**The task**
Gather the lines from the material that contain "components".

::: Dataset extract

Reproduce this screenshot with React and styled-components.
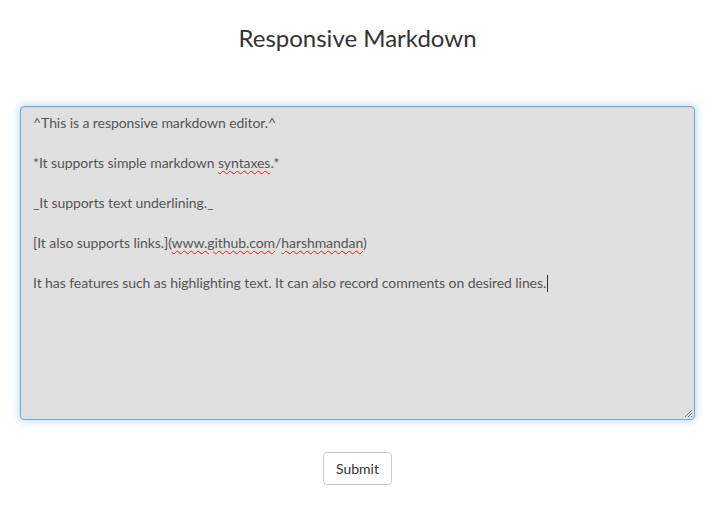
import React from "react";
import styled, { createGlobalStyle } from "styled-components";

const Global = createGlobalStyle`
  html, body {
    margin: 0;
    background: #fff;
    font-family: Lato, "Open Sans", sans-serif;
    color: #333;
  }
`;

const Page = styled.div`
  box-sizing: border-box;
  width: 715px;
  display: flex;
  flex-direction: column;
  align-items: center;
  padding: 0 20px;
`;

const Title = styled.h3`
  margin: 25px 0 55px;
  font-size: 24px;
  font-weight: 400;
  line-height: 26px;
  color: #333;
`;

const Editor = styled.div`
  position: relative;
  box-sizing: border-box;
  width: 100%;
  height: 314px;
  padding: 6px 12px;
  background: #e0e0e0;
  border: 1px solid #66afe9;
  border-radius: 4px;
  box-shadow: inset 0 1px 1px rgba(0, 0, 0, 0.075), 0 0 8px rgba(102, 175, 233, 0.6);
  font-size: 14px;
  letter-spacing: -0.07px;
  line-height: 20px;
  color: #555;
  white-space: pre-wrap;
`;

const Line = styled.div`
  min-height: 20px;
`;

const Typo = styled.span`
  text-decoration: underline wavy #e02020;
  text-decoration-thickness: 1px;
  text-underline-offset: 2px;
`;

const Caret = styled.span`
  display: inline-block;
  width: 1px;
  height: 17px;
  margin-left: 1px;
  vertical-align: -4px;
  background: #333;
`;

const Grip = styled.svg`
  position: absolute;
  right: 1px;
  bottom: 1px;
`;

const Button = styled.button`
  margin-top: 32px;
  padding: 6px 12px;
  background: #fff;
  border: 1px solid #ccc;
  border-radius: 4px;
  font-family: Lato, "Open Sans", sans-serif;
  font-size: 14px;
  line-height: 19px;
  color: #333;
  cursor: pointer;
`;

export default function App() {
  return (
    <>
      <Global />
      <Page>
        <Title>Responsive Markdown</Title>
        <Editor>
          <Line>^This is a responsive markdown editor.^</Line>
          <Line />
          <Line>
            *It supports simple markdown <Typo>syntaxes</Typo>.*
          </Line>
          <Line />
          <Line>_It supports text underlining._</Line>
          <Line />
          <Line>
            [It also supports links.](<Typo>www.github.com</Typo>/<Typo>harshmandan</Typo>)
          </Line>
          <Line />
          <Line>
            It has features such as highlighting text. It can also record comments on desired lines.
            <Caret />
          </Line>
          <Grip width="10" height="10" viewBox="0 0 10 10">
            <path d="M9 2 L2 9 M9 5 L5 9 M9 8 L8 9" stroke="#777" strokeWidth="1" />
          </Grip>
        </Editor>
        <Button>Submit</Button>
      </Page>
    </>
  );
}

::::::

**Correct answer**
Reproduce this screenshot with React and styled-components.
import styled, { createGlobalStyle } from "styled-components";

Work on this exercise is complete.